* Begin *

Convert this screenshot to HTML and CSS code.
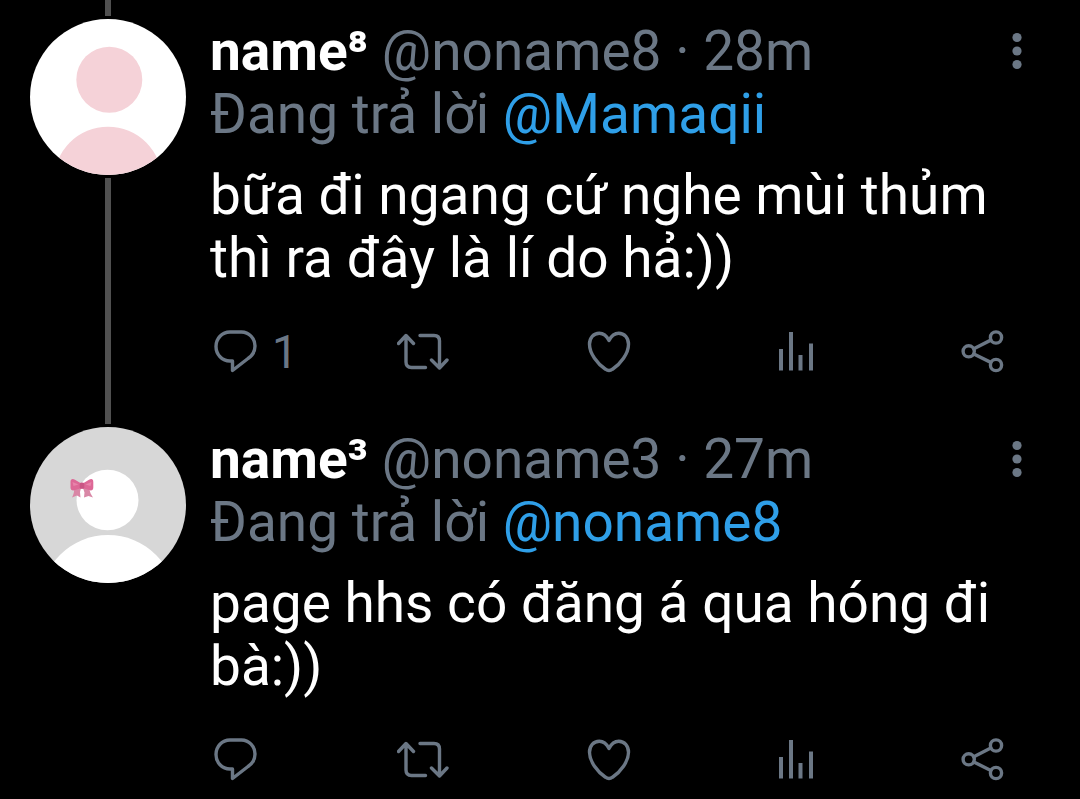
FILE: index.html
```html
<!DOCTYPE html>
<html lang="vi">
<head>
    <meta charset="UTF-8">
    <meta name="viewport" content="width=device-width, initial-scale=1.0">
    <title>Thread</title>
    <link rel="stylesheet" href="styles.css">
</head>
<body>
    <!-- shared icons -->
    <svg class="sprite" aria-hidden="true">
        <symbol id="icon-more" viewBox="0 0 40 63">
            <circle cx="20" cy="17.5" r="4.6"/>
            <circle cx="20" cy="31" r="4.6"/>
            <circle cx="20" cy="44.5" r="4.6"/>
        </symbol>
        <symbol id="icon-reply" viewBox="0 0 52 52">
            <path class="stroke" d="M20 6h11.5C39 6 45 12.5 45 20c0 5.5-2.5 9.5-7 12.5L22.5 44.5V35H20C12 35 6 28.5 6 20.5S12 6 20 6z"/>
        </symbol>
        <symbol id="icon-retweet" viewBox="0 0 52 52">
            <path class="stroke" d="M1.5 17.5L9 9.5l7.5 8M9 10v26c0 3.5 2 5.5 5.5 5.5h14M23 9.5h14c3.5 0 5.5 2 5.5 5.5v27M34.5 34l8 8 7.5-8"/>
        </symbol>
        <symbol id="icon-like" viewBox="0 0 52 52">
            <path class="stroke" d="M25 14.5C22.5 9.7 19 7.3 15.3 7.3 9.5 7.3 5.5 12 5.5 18.2 5.5 27.5 13.5 38 21.5 43.2 24 45 26 45 28.5 43.2 36.5 38 44.5 27.5 44.5 18.2 44.5 12 40.5 7.3 34.7 7.3 31 7.3 27.5 9.7 25 14.5z"/>
        </symbol>
        <symbol id="icon-stats" viewBox="0 0 52 52">
            <path d="M8 23h4v21.500H8zM18 6h4v38.500h-4zM27.500 29h4v15.500h-4zM38 17.500h4v27h-4z"/>
        </symbol>
        <symbol id="icon-share" viewBox="0 0 52 52">
            <g class="stroke">
                <circle cx="10.7" cy="25.3" r="5.6"/>
                <circle cx="38" cy="11.5" r="5.6"/>
                <circle cx="38" cy="39" r="5.6"/>
                <path d="M15.8 22.7l17-8.6M15.8 27.9l17 8.5"/>
            </g>
        </symbol>
    </svg>

    <main class="thread">
        <article class="tweet">
            <div class="rail">
                <span class="line line-top"></span>
                <svg class="avatar" viewBox="0 0 156 156" role="img" aria-label="name⁸">
                    <rect width="156" height="156" fill="#fff"/>
                    <circle cx="79.3" cy="60.7" r="33" fill="#f5d2d8"/>
                    <circle cx="78" cy="161.7" r="54" fill="#f5d2d8"/>
                </svg>
                <span class="line line-bottom"></span>
            </div>
            <div class="content">
                <header class="head">
                    <div class="author"><strong class="name">name⁸</strong> <span>@noname8 · 28m</span></div>
                    <button class="more" type="button" aria-label="More"><svg><use href="#icon-more"/></svg></button>
                </header>
                <div class="replying">Đang trả lời <a href="#">@Mamaqii</a></div>
                <p class="text">bữa đi ngang cứ nghe mùi thủm thì ra đây là lí do hả:))</p>
                <div class="actions">
                    <button type="button" aria-label="Reply"><svg><use href="#icon-reply"/></svg><span class="count">1</span></button>
                    <button type="button" aria-label="Retweet"><svg><use href="#icon-retweet"/></svg></button>
                    <button type="button" aria-label="Like"><svg><use href="#icon-like"/></svg></button>
                    <button type="button" aria-label="Stats"><svg><use href="#icon-stats"/></svg></button>
                    <button type="button" aria-label="Share"><svg><use href="#icon-share"/></svg></button>
                </div>
            </div>
        </article>

        <article class="tweet">
            <div class="rail">
                <span class="line line-top"></span>
                <svg class="avatar" viewBox="0 0 156 156" role="img" aria-label="name³">
                    <rect width="156" height="156" fill="#d7d7d7"/>
                    <ellipse cx="77.5" cy="73" rx="31" ry="30.3" fill="#fff"/>
                    <circle cx="78" cy="176" r="68" fill="#fff"/>
                    <!-- hair bow -->
                    <path fill="#d987a6" d="M44 61h7l-1 4 .5 5.500-3.500-2-5 2c1.500-3 2.500-6 2-9.500zM53 61h6.500c0 4 1.500 6.500 3.500 9.500l-4.500-1.500-4.500 1.500.500-5z"/>
                    <path fill="#dd6896" d="M40.500 55c0-3 2-3.500 4.500-2.300l5 3h4l5-3c2.500-1.200 4.300-.7 4.300 2.300v5.500c0 2.500-1.800 3.500-4.300 2.500l-5-1.500h-4l-5 1.500c-2.500 1-4.500 0-4.500-2.500z"/>
                    <path fill="#e884ab" d="M42.500 55l6 2.500-5 1.500zM61.500 55l-6 2.500 5 1.500z"/>
                    <rect x="49.7" y="55.7" width="4.6" height="6" rx="1.5" fill="#c95584"/>
                </svg>
            </div>
            <div class="content">
                <header class="head">
                    <div class="author"><strong class="name">name³</strong> <span>@noname3 · 27m</span></div>
                    <button class="more" type="button" aria-label="More"><svg><use href="#icon-more"/></svg></button>
                </header>
                <div class="replying">Đang trả lời <a href="#">@noname8</a></div>
                <p class="text">page hhs có đăng á qua hóng đi bà:))</p>
                <div class="actions">
                    <button type="button" aria-label="Reply"><svg><use href="#icon-reply"/></svg></button>
                    <button type="button" aria-label="Retweet"><svg><use href="#icon-retweet"/></svg></button>
                    <button type="button" aria-label="Like"><svg><use href="#icon-like"/></svg></button>
                    <button type="button" aria-label="Stats"><svg><use href="#icon-stats"/></svg></button>
                    <button type="button" aria-label="Share"><svg><use href="#icon-share"/></svg></button>
                </div>
            </div>
        </article>
    </main>
</body>
</html>
```
FILE: styles.css
```css
* {
    box-sizing: border-box;
}

body {
    margin: 0;
    background: #000;
    color: #6b7785;
    font-family: Roboto, sans-serif;
    font-size: 55px;
    line-height: 63px;
}

a {
    color: #2f9fe8;
    text-decoration: none;
}

button {
    display: flex;
    align-items: center;
    padding: 0;
    border: 0;
    background: none;
    color: inherit;
    font: inherit;
    cursor: pointer;
}

svg {
    display: block;
    fill: currentColor;
}

.sprite {
    display: none;
}

.stroke {
    fill: none;
    stroke: currentColor;
    stroke-width: 3.4;
    stroke-linecap: round;
    stroke-linejoin: round;
}

.tweet {
    display: flex;
    gap: 24px;
    padding: 0 43px 0 30px;
}

/* avatar column with the thread line */
.rail {
    display: flex;
    flex-direction: column;
    align-items: center;
    gap: 3px;
}

.line {
    width: 6px;
    background: #505050;
}

.line-top {
    height: 16px;
}

.line-bottom {
    flex: 1;
}

.avatar {
    width: 156px;
    height: 156px;
    border-radius: 50%;
}

.content {
    flex: 1;
    min-width: 0;
    padding: 20px 0 30px;
}

.tweet:last-child .content {
    padding-bottom: 12px;
}

.head {
    display: flex;
    justify-content: space-between;
}

.name {
    color: #fff;
    font-weight: 700;
}

.more svg {
    width: 40px;
    height: 63px;
}

.text {
    margin: 18px 0 36px;
    color: #fff;
}

.actions {
    display: grid;
    grid-template-columns: repeat(4, 1fr) 52px;
    margin-right: 27px;
}

.actions button {
    gap: 10px;
    height: 52px;
}

.actions svg {
    width: 52px;
    height: 52px;
}

.count {
    font-size: 46px;
}
```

* End *

EXERCISE DESCRIPTION: Every line above should be returned word for word, with the pictures left behind.

EXERCISE SOLUTION:
Convert this screenshot to HTML and CSS code.
FILE: index.html
```html
<!DOCTYPE html>
<html lang="vi">
<head>
    <meta charset="UTF-8">
    <meta name="viewport" content="width=device-width, initial-scale=1.0">
    <title>Thread</title>
    <link rel="stylesheet" href="styles.css">
</head>
<body>
    <!-- shared icons -->
    <svg class="sprite" aria-hidden="true">
        <symbol id="icon-more" viewBox="0 0 40 63">
            <circle cx="20" cy="17.5" r="4.6"/>
            <circle cx="20" cy="31" r="4.6"/>
            <circle cx="20" cy="44.5" r="4.6"/>
        </symbol>
        <symbol id="icon-reply" viewBox="0 0 52 52">
            <path class="stroke" d="M20 6h11.5C39 6 45 12.5 45 20c0 5.5-2.5 9.5-7 12.5L22.5 44.5V35H20C12 35 6 28.5 6 20.5S12 6 20 6z"/>
        </symbol>
        <symbol id="icon-retweet" viewBox="0 0 52 52">
            <path class="stroke" d="M1.5 17.5L9 9.5l7.5 8M9 10v26c0 3.5 2 5.5 5.5 5.5h14M23 9.5h14c3.5 0 5.5 2 5.5 5.5v27M34.5 34l8 8 7.5-8"/>
        </symbol>
        <symbol id="icon-like" viewBox="0 0 52 52">
            <path class="stroke" d="M25 14.5C22.5 9.7 19 7.3 15.3 7.3 9.5 7.3 5.5 12 5.5 18.2 5.5 27.5 13.5 38 21.5 43.2 24 45 26 45 28.5 43.2 36.5 38 44.5 27.5 44.5 18.2 44.5 12 40.5 7.3 34.7 7.3 31 7.3 27.5 9.7 25 14.5z"/>
        </symbol>
        <symbol id="icon-stats" viewBox="0 0 52 52">
            <path d="M8 23h4v21.500H8zM18 6h4v38.500h-4zM27.500 29h4v15.500h-4zM38 17.500h4v27h-4z"/>
        </symbol>
        <symbol id="icon-share" viewBox="0 0 52 52">
            <g class="stroke">
                <circle cx="10.7" cy="25.3" r="5.6"/>
                <circle cx="38" cy="11.5" r="5.6"/>
                <circle cx="38" cy="39" r="5.6"/>
                <path d="M15.8 22.7l17-8.6M15.8 27.9l17 8.5"/>
            </g>
        </symbol>
    </svg>

    <main class="thread">
        <article class="tweet">
            <div class="rail">
                <span class="line line-top"></span>
                <svg class="avatar" viewBox="0 0 156 156" role="img" aria-label="name⁸">
                    <rect width="156" height="156" fill="#fff"/>
                    <circle cx="79.3" cy="60.7" r="33" fill="#f5d2d8"/>
                    <circle cx="78" cy="161.7" r="54" fill="#f5d2d8"/>
                </svg>
                <span class="line line-bottom"></span>
            </div>
            <div class="content">
                <header class="head">
                    <div class="author"><strong class="name">name⁸</strong> <span>@noname8 · 28m</span></div>
                    <button class="more" type="button" aria-label="More"><svg><use href="#icon-more"/></svg></button>
                </header>
                <div class="replying">Đang trả lời <a href="#">@Mamaqii</a></div>
                <p class="text">bữa đi ngang cứ nghe mùi thủm thì ra đây là lí do hả:))</p>
                <div class="actions">
                    <button type="button" aria-label="Reply"><svg><use href="#icon-reply"/></svg><span class="count">1</span></button>
                    <button type="button" aria-label="Retweet"><svg><use href="#icon-retweet"/></svg></button>
                    <button type="button" aria-label="Like"><svg><use href="#icon-like"/></svg></button>
                    <button type="button" aria-label="Stats"><svg><use href="#icon-stats"/></svg></button>
                    <button type="button" aria-label="Share"><svg><use href="#icon-share"/></svg></button>
                </div>
            </div>
        </article>

        <article class="tweet">
            <div class="rail">
                <span class="line line-top"></span>
                <svg class="avatar" viewBox="0 0 156 156" role="img" aria-label="name³">
                    <rect width="156" height="156" fill="#d7d7d7"/>
                    <ellipse cx="77.5" cy="73" rx="31" ry="30.3" fill="#fff"/>
                    <circle cx="78" cy="176" r="68" fill="#fff"/>
                    <!-- hair bow -->
                    <path fill="#d987a6" d="M44 61h7l-1 4 .5 5.500-3.500-2-5 2c1.500-3 2.500-6 2-9.500zM53 61h6.500c0 4 1.500 6.500 3.500 9.500l-4.500-1.500-4.500 1.500.500-5z"/>
                    <path fill="#dd6896" d="M40.500 55c0-3 2-3.500 4.500-2.300l5 3h4l5-3c2.500-1.200 4.300-.7 4.300 2.300v5.500c0 2.500-1.800 3.500-4.300 2.500l-5-1.500h-4l-5 1.500c-2.500 1-4.500 0-4.500-2.500z"/>
                    <path fill="#e884ab" d="M42.500 55l6 2.500-5 1.500zM61.500 55l-6 2.500 5 1.500z"/>
                    <rect x="49.7" y="55.7" width="4.6" height="6" rx="1.5" fill="#c95584"/>
                </svg>
            </div>
            <div class="content">
                <header class="head">
                    <div class="author"><strong class="name">name³</strong> <span>@noname3 · 27m</span></div>
                    <button class="more" type="button" aria-label="More"><svg><use href="#icon-more"/></svg></button>
                </header>
                <div class="replying">Đang trả lời <a href="#">@noname8</a></div>
                <p class="text">page hhs có đăng á qua hóng đi bà:))</p>
                <div class="actions">
                    <button type="button" aria-label="Reply"><svg><use href="#icon-reply"/></svg></button>
                    <button type="button" aria-label="Retweet"><svg><use href="#icon-retweet"/></svg></button>
                    <button type="button" aria-label="Like"><svg><use href="#icon-like"/></svg></button>
                    <button type="button" aria-label="Stats"><svg><use href="#icon-stats"/></svg></button>
                    <button type="button" aria-label="Share"><svg><use href="#icon-share"/></svg></button>
                </div>
            </div>
        </article>
    </main>
</body>
</html>
```
FILE: styles.css
```css
* {
    box-sizing: border-box;
}

body {
    margin: 0;
    background: #000;
    color: #6b7785;
    font-family: Roboto, sans-serif;
    font-size: 55px;
    line-height: 63px;
}

a {
    color: #2f9fe8;
    text-decoration: none;
}

button {
    display: flex;
    align-items: center;
    padding: 0;
    border: 0;
    background: none;
    color: inherit;
    font: inherit;
    cursor: pointer;
}

svg {
    display: block;
    fill: currentColor;
}

.sprite {
    display: none;
}

.stroke {
    fill: none;
    stroke: currentColor;
    stroke-width: 3.4;
    stroke-linecap: round;
    stroke-linejoin: round;
}

.tweet {
    display: flex;
    gap: 24px;
    padding: 0 43px 0 30px;
}

/* avatar column with the thread line */
.rail {
    display: flex;
    flex-direction: column;
    align-items: center;
    gap: 3px;
}

.line {
    width: 6px;
    background: #505050;
}

.line-top {
    height: 16px;
}

.line-bottom {
    flex: 1;
}

.avatar {
    width: 156px;
    height: 156px;
    border-radius: 50%;
}

.content {
    flex: 1;
    min-width: 0;
    padding: 20px 0 30px;
}

.tweet:last-child .content {
    padding-bottom: 12px;
}

.head {
    display: flex;
    justify-content: space-between;
}

.name {
    color: #fff;
    font-weight: 700;
}

.more svg {
    width: 40px;
    height: 63px;
}

.text {
    margin: 18px 0 36px;
    color: #fff;
}

.actions {
    display: grid;
    grid-template-columns: repeat(4, 1fr) 52px;
    margin-right: 27px;
}

.actions button {
    gap: 10px;
    height: 52px;
}

.actions svg {
    width: 52px;
    height: 52px;
}

.count {
    font-size: 46px;
}
```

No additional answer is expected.